Coverage: CSX hires a new CEO in deal with investor
Railroad operator CSX Corp. named Hunter Harrison as its new chief executive officer after striking an agreement with an activist investor.
Christine Wang of CNBC.com had the news:
The company said in a statement that Harrison is a “proven railroad executive with a well-regarded track record of producing market-leading operating results.” Harrison previously served as CEO of Canadian Pacific Railway.
CSX said it is seeking shareholder input on a proposal to pay Harrison $84 million of the compensation and benefits he forfeited in his separation with Canadian Pacific. In the mean time, CSX said activist “Mantle Ridge agreed to protect Mr. Harrison on an interim basis with respect to this $84 million.”
Harrison said he would resign after the 2017 annual meeting if CSX does not provide the reimbursement and tax indemnity requested.
Harrison said in a statement that he is “proud to join the dedicated and talented railroaders at CSX.”
“Together, we will implement Precision Scheduled Railroading — a model proven to improve safety, create better service for customers, produce a proud and winning culture for employees, and generate exceptional, lasting value for shareholders,” Harrison said.
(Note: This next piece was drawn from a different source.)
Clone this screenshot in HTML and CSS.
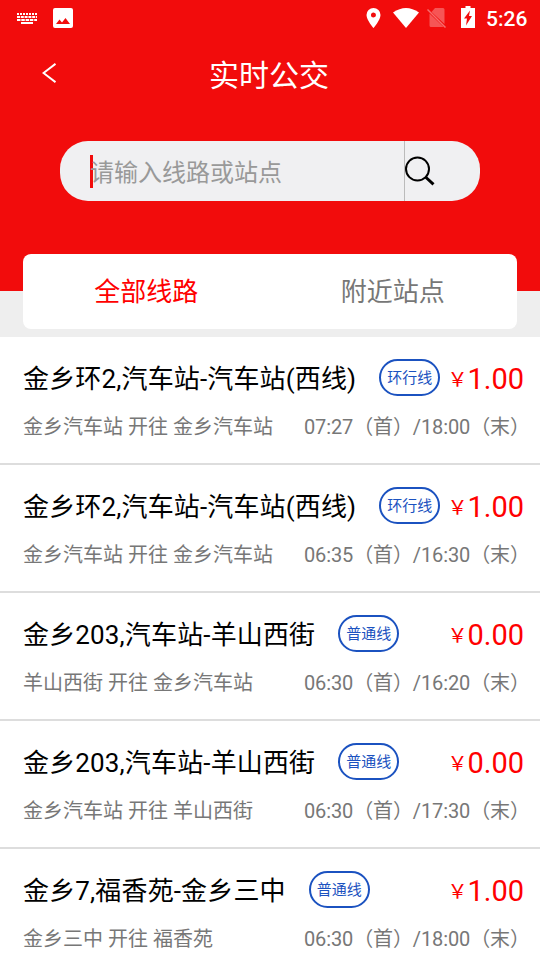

CSX also said that it has also reached a deal with Mantle Ridge. Five new directors chosen in agreement between CSX and Mantle Ridge were appointed to the company’s board as part of the deal.
Josh Funk of the Associated Press reported that Harrison plans to make changes at CSX:
Harrison said he plans to implement the tightly scheduled operating model he used at CP and Canadian National railroads to reduce costs and boost profits.
Hilal, whose hedge fund owns 4.9 percent of CSX’s stock, praised the board for agreeing to the changes.
“The board is united behind a shared goal — creating value for shareholders and all stakeholders by implementing the precision scheduled railroading model at CSX,” said Hilal, who is slated to become CSX’s vice chairman.
But the changes won’t be assured to happen until after the railroad holds its annual meeting.
CSX said it plans to ask shareholders to vote on aspects of Harrison’s compensation package that would include reimbursing him for $84 million in compensation he forfeited at CP. Harrison says he will resign if the compensation isn’t approved.
Harrison will also get options on nine million CSX shares.
Frederick Tomesco and Scott Deveau of Bloomberg News report that CSX has been the industry’s worst performer:
The railroad was the worst performer last year among major North American railroads on an efficiency gauge known as operating ratio, according to data compiled by Bloomberg. The benchmark measure, in which a lower number is better, was more than 69 percent. Harrison should be able to reduce the number to 58 percent by 2020, Spracklin estimated.
Harrison developed the concept of so-called precision railroading while at Illinois Central, running shipments and carloads on fixed timetables to ensure reliable deliveries.
In his four years as CEO of Canadian Pacific, Harrison cut staff, stored locomotives and pushed the railroad to run longer and faster trains to reduce fuel and labor costs. He also closed several hump yards — used to separate and sort rail cars — and intermodal terminals in cities including Chicago and Milwaukee to trim operating costs and set the stage for potential land sales.
Canadian Pacific’s annual operating ratio plunged to less than 59 percent last year from 83 percent in 2012, the year Harrison joined the Calgary-based carrier. Net income more than tripled during the same period to about C$1.6 billion ($1.2 billion) last year from C$484 million in 2012.
While at Canadian Pacific, Harrison twice tried to acquire CSX — first in 2014 and again last year.